David wanted God’s home on a mountain, but God wanted his home in the womb of a virgin, in the feed box behind an inn in the little town of Bethlehem. God wanted his home in the backwoods region of Galilee, on the roads of the countryside, in the grassy place where five thousand sat and ate their fill. God wanted his home in the birthing units and wedding celebrations and the dinner parties. God wanted his home in the tear-filled bedrooms and sick beds and the graveyards of his children. God wanted his home in the court rooms and prison cells and then on the streets of sorrow of Jerusalem and the dark hill called Calvary.

The point is you can’t lose Christmas. It comes to you. Wherever you are. Christmas isn’t found in the traditions and the practices, in the customs and the patterns of our celebrations. But neither is it found in the sharing and the connections of family and friends who gather, who come home for the season or the celebration. It is something deeper, something inside. It is a part of you. Born in you and from you. And yes, it does find a more joyful expression when we connect with others, with loved ones and strangers alike. But that joy transcends distance, transcends disappointment, overcomes fear and hesitation. You can’t lose Christmas.

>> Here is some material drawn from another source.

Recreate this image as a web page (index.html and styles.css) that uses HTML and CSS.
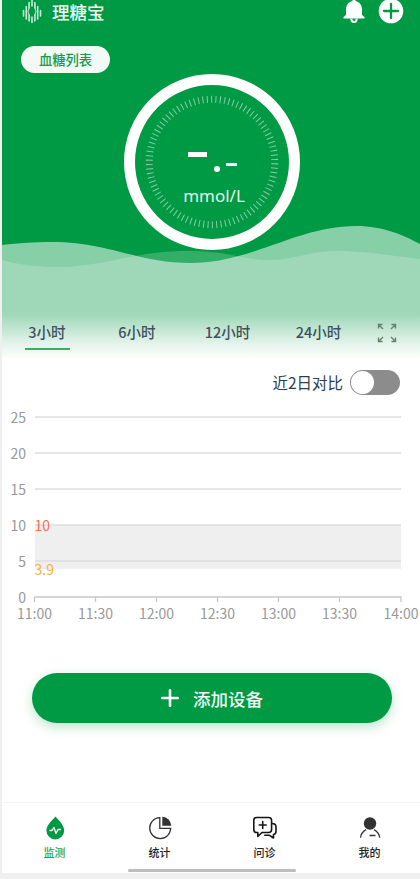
FILE: index.html
```html
<!DOCTYPE html>
<html lang="zh-CN">
<head>
<meta charset="utf-8">
<meta name="viewport" content="width=device-width, initial-scale=1">
<title>理糖宝</title>
<link rel="stylesheet" href="styles.css">
</head>
<body>
<div class="app">
  <section class="hero">
    <svg class="waves" viewBox="0 0 418 360" preserveAspectRatio="none" aria-hidden="true">
      <defs>
        <linearGradient id="fade" x1="0" y1="0" x2="0" y2="1">
          <stop offset="0" stop-color="#fff" stop-opacity="0"/>
          <stop offset=".3" stop-color="#fff" stop-opacity=".33"/>
          <stop offset=".65" stop-color="#fff" stop-opacity=".72"/>
          <stop offset="1" stop-color="#fff"/>
        </linearGradient>
      </defs>
      <path fill="#fff" fill-opacity=".53" d="M0 245C18 243 32 242 49 242C108 242 135 263 189 263C250 263 295 226 354 226C382 226 403 236 418 244V360H0Z"/>
      <path fill="#fff" fill-opacity=".2" d="M0 260C18 265 36 267 54 267C104 267 130 251 185 251C228 251 240 260 267 260C292 260 308 251 334 251C365 251 390 256 418 259V360H0Z"/>
      <path fill="url(#fade)" d="M0 314H418V360H0Z"/>
    </svg>
    <header class="topbar">
      <svg class="logo" viewBox="0 0 20 26" fill="none" stroke="#c9ebd7" stroke-width="1.6" stroke-linecap="round">
        <path d="M1.5 12.5V18M4.3 8.500V21M7.100 4.500V10M7.100 17V23M10 2V8M10 19V24.500M12.900 4.500V10M12.900 17V23M15.700 8.500V21M18.500 12.500V18"/>
        <path d="M7.100 10L6 13.500L7.100 17M12.900 10L14 13.500L12.900 17" stroke-width="1"/>
      </svg>
      <h1 class="brand">理糖宝</h1>
      <svg class="bell" viewBox="0 0 22 26" fill="#fff">
        <path d="M9.500 1H12.500V4C17 5 19 8.500 19 12.500V18L21.500 20V21.500H.5V20L3 18V12.500C3 8.500 5 5 9.500 4Z"/>
        <path d="M8.300 21.500C8.300 24 9.500 25 11 25S13.700 24 13.700 21.500" fill="none" stroke="#fff" stroke-width="2"/>
      </svg>
      <svg class="plus" viewBox="0 0 26 26"><circle cx="13" cy="13" r="12.300" fill="#fff"/><path d="M6 13H20M13 6V20" stroke="#009a44" stroke-width="2.300" stroke-linecap="round"/></svg>
    </header>
    <button class="list-btn">血糖列表</button>
    <div class="gauge">
      <svg class="ticks" viewBox="0 0 154 154" aria-hidden="true"><circle class="tick-ring" cx="77" cy="77" r="62.700" pathLength="900"/></svg>
      <div class="reading"><i class="dash-lg"></i><i class="dot"></i><i class="dash-sm"></i></div>
      <div class="unit">mmol/L</div>
    </div>
    <nav class="ranges">
      <a class="range active">3小时</a>
      <a class="range">6小时</a>
      <a class="range">12小时</a>
      <a class="range">24小时</a>
      <svg class="expand" viewBox="0 0 20 20" fill="none" stroke="#69806f" stroke-width="1.400">
        <path d="M1.500 5.500V1.500H5.500M1.500 1.500L6 6M14.500 1.500H18.500V5.500M18.500 1.500L14 6M1.500 14.500V18.500H5.500M1.500 18.500L6 14M14.500 18.500H18.500V14.500M18.500 18.500L14 14"/>
      </svg>
    </nav>
  </section>

  <div class="compare"><span>近2日对比</span><span class="switch"><i></i></span></div>

  <svg class="chart" viewBox="0 0 418 230">
    <path class="band" d="M33 125H399V169H33Z"/>
    <path class="grid" d="M33 17H399M33 53H399M33 89H399M33 125H399M33 161H399"/>
    <path class="axis" d="M32.500 197H399.500M32.500 197V202M93.500 197V202M154.500 197V202M215.500 197V202M276.500 197V202M337.500 197V202M399 197V202"/>
    <g class="y-labels">
      <text x="24" y="22.500">25</text><text x="24" y="58.500">20</text><text x="24" y="94.500">15</text>
      <text x="24" y="130.500">10</text><text x="24" y="166.500">5</text><text x="24" y="202.500">0</text>
    </g>
    <g class="x-labels">
      <text x="32.500" y="219">11:00</text><text x="93.500" y="219">11:30</text><text x="154.500" y="219">12:00</text>
      <text x="215.500" y="219">12:30</text><text x="276.500" y="219">13:00</text><text x="337.500" y="219">13:30</text><text x="399" y="219">14:00</text>
    </g>
    <text class="high" x="32.500" y="130.500">10</text>
    <text class="low" x="32.500" y="174.500">3.9</text>
  </svg>

  <button class="add-btn">
    <svg viewBox="0 0 18 18"><path d="M1.300 9H16.700M9 1.300V16.700" stroke="#fff" stroke-width="2.600" stroke-linecap="round"/></svg>
    <span>添加设备</span>
  </button>

  <nav class="tabs">
    <a class="tab on">
      <svg viewBox="0 0 24 24"><path fill="#009a44" d="M12.500 .5C15 3.500 21.200 9 21.200 14.500A8.900 8.900 0 0 1 3.400 14.500C3.400 9 10 3.500 12.500 .5Z"/><path d="M6.500 14.500H9L11 11.500L13 17.500L15 13.500H18" fill="none" stroke="#fff" stroke-width="1.300" stroke-linejoin="round"/></svg>
      <span>监测</span>
    </a>
    <a class="tab">
      <svg viewBox="0 0 24 24"><path d="M11.800 1.600A10.500 10.500 0 1 0 22.700 12.300H11.800Z" fill="none" stroke="#333" stroke-width="1.300"/><path fill="#333" d="M14.300 .8A9.500 9.500 0 0 1 23.300 9.800H14.300Z"/></svg>
      <span>统计</span>
    </a>
    <a class="tab">
      <svg viewBox="0 0 24 24" fill="none" stroke="#151515" stroke-width="1.600" stroke-linejoin="round" stroke-linecap="round"><path d="M3.600 1.500H15.600Q18.600 1.500 18.600 4.500V13.500Q18.600 16.500 15.600 16.500H9L4.800 20.500V16.500H3.600Q.8 16.500 .8 13.500V4.500Q.8 1.500 3.600 1.500ZM9.700 5.500V12.500M6.200 9H13.200"/><path d="M19 7.500Q23 7.500 23 11V15.500Q23 18 20.500 18.500V22L16.500 19.300H11.800"/></svg>
      <span>问诊</span>
    </a>
    <a class="tab">
      <svg viewBox="0 0 24 24"><circle cx="12" cy="7.500" r="6.200" fill="#333"/><path d="M2.500 21.800Q3 16.500 8 13.600M16 13.600Q21.200 16.500 21.700 21.800M11.500 19.500H17.500" fill="none" stroke="#333" stroke-width="1.300"/></svg>
      <span>我的</span>
    </a>
    <i class="home-bar"></i>
  </nav>
</div>
</body>
</html>
```

FILE: styles.css
```css
* { box-sizing: border-box; }

body {
  margin: 0;
  background: #f0f0f0;
  font-family: "Noto Sans CJK SC", "Noto Sans", sans-serif;
}

button {
  border: 0;
  padding: 0;
  font-family: inherit;
}

.app {
  display: flex;
  flex-direction: column;
  height: 873px;
  margin-left: 2px;
  background: #fff;
}

.hero {
  position: relative;
  display: flex;
  flex-direction: column;
  height: 360px;
  background: #009a44;
}

.waves {
  position: absolute;
  inset: 0;
  width: 100%;
  height: 100%;
}

.topbar {
  display: flex;
  align-items: center;
  height: 24px;
  padding: 0 16px 0 20px;
}

.logo { width: 20px; height: 26px; margin-top: -2px; }

.brand {
  flex: 1;
  margin: 0 0 0 10px;
  color: #eefaf2;
  font-size: 17.5px;
  font-weight: 500;
  line-height: 24px;
}

.bell { width: 22px; height: 26px; margin-top: -4px; }
.plus { width: 26px; height: 26px; margin: -2px 0 0 13px; }

.list-btn {
  width: 89px;
  height: 27px;
  margin: 22px 0 0 19px;
  border-radius: 14px;
  background: #f3faf6;
  color: #129c4f;
  font-size: 13.3px;
  font-weight: 500;
  line-height: 26px;
}

.gauge {
  position: relative;
  display: flex;
  flex-direction: column;
  align-items: center;
  flex: none;
  width: 176px;
  height: 176px;
  margin: 0.5px 0 0 122px;
  padding-top: 67px;
  border: 11px solid #fff;
  border-radius: 50%;
  background: #009a44;
}

.ticks {
  position: absolute;
  inset: 0;
  width: 154px;
  height: 154px;
}

.tick-ring {
  fill: none;
  stroke: #83cba2;
  stroke-width: 7;
  stroke-dasharray: 2.3 7.7;
  stroke-dashoffset: -3;
}

.reading {
  display: flex;
  align-items: flex-start;
  width: 49px;
  height: 20px;
}

.reading i { background: #fff; }
.dash-lg { width: 19px; height: 5px; }
.dot { width: 6px; height: 6px; margin: 14px 6px 0 7px; border-radius: 50%; }
.dash-sm { width: 11px; height: 3px; margin-top: 11px; }

.unit {
  margin: 12px 0 0 4px;
  color: #e3f5ea;
  font-family: "Noto Sans", sans-serif;
  font-size: 17px;
  line-height: 24px;
}

.ranges {
  position: relative;
  display: grid;
  grid-template-columns: 90px 90px 91px 91px 46px;
  margin-top: 68px;
}

.range {
  position: relative;
  color: #40505f;
  font-size: 14.5px;
  font-weight: 500;
  line-height: 28px;
  text-align: center;
}

.range.active::after {
  content: "";
  display: block;
  width: 45px;
  height: 2px;
  margin: 2px auto 0;
  background: #3bae65;
}

.expand { width: 20px; height: 20px; margin: 5px 0 0 13px; }

.compare {
  display: flex;
  align-items: center;
  justify-content: flex-end;
  gap: 7px;
  height: 44px;
  padding-right: 20px;
  color: #2c3e50;
  font-size: 15.5px;
}

.switch {
  width: 50px;
  height: 25px;
  padding: 1px;
  border-radius: 13px;
  background: #8c8c8c;
}

.switch i {
  display: block;
  width: 23px;
  height: 23px;
  border-radius: 50%;
  background: #fff;
}

.chart {
  flex: none;
  width: 418px;
  height: 230px;
  margin-top: -4px;
  font-size: 14px;
}

.band { fill: #efefef; }
.grid { stroke: #dedede; stroke-width: 1.5; }
.axis { fill: none; stroke: #c8c8c8; stroke-width: 1.3; }
.y-labels { fill: #999; text-anchor: end; }
.x-labels { fill: #999; text-anchor: middle; }
.high { fill: #f37152; }
.low { fill: #fbb03b; }

.add-btn {
  display: flex;
  align-items: center;
  justify-content: center;
  gap: 14px;
  flex: none;
  width: 360px;
  height: 50px;
  margin: 43px 0 0 30px;
  border-radius: 25px;
  background: #009a44;
  box-shadow: 0 4px 12px rgba(0, 154, 68, 0.27);
  color: #f2fbf5;
  font-size: 17.5px;
  font-weight: 500;
}

.add-btn svg { width: 18px; height: 18px; }

.tabs {
  position: relative;
  display: grid;
  grid-template-columns: repeat(4, 105px);
  height: 71px;
  margin-top: auto;
  border-top: 1px solid #f5f5f5;
}

.tab {
  display: flex;
  flex-direction: column;
  align-items: center;
  padding-top: 13px;
  color: #222;
  font-size: 11px;
  font-weight: 500;
  line-height: 16px;
}

.tab svg { width: 24px; height: 24px; margin-bottom: 4px; }
.tab.on { color: #20aa5c; }

.home-bar {
  position: absolute;
  left: 126px;
  bottom: 1px;
  width: 168px;
  height: 3px;
  border-radius: 2px;
  background: #bdbdbd;
}
```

God wants his home in your home, in the living rooms and kitchens and playrooms and bedrooms of your life. God calls to us at Christmas and says, “Greetings, favored ones! I’m coming home, coming home for Christmas. And like any baby born in our midst, he says, “I won’t take up much room, just all that you have. Is there room for me? I’m coming home.” And off to the side, almost out of our vision, an angel waits for our answer.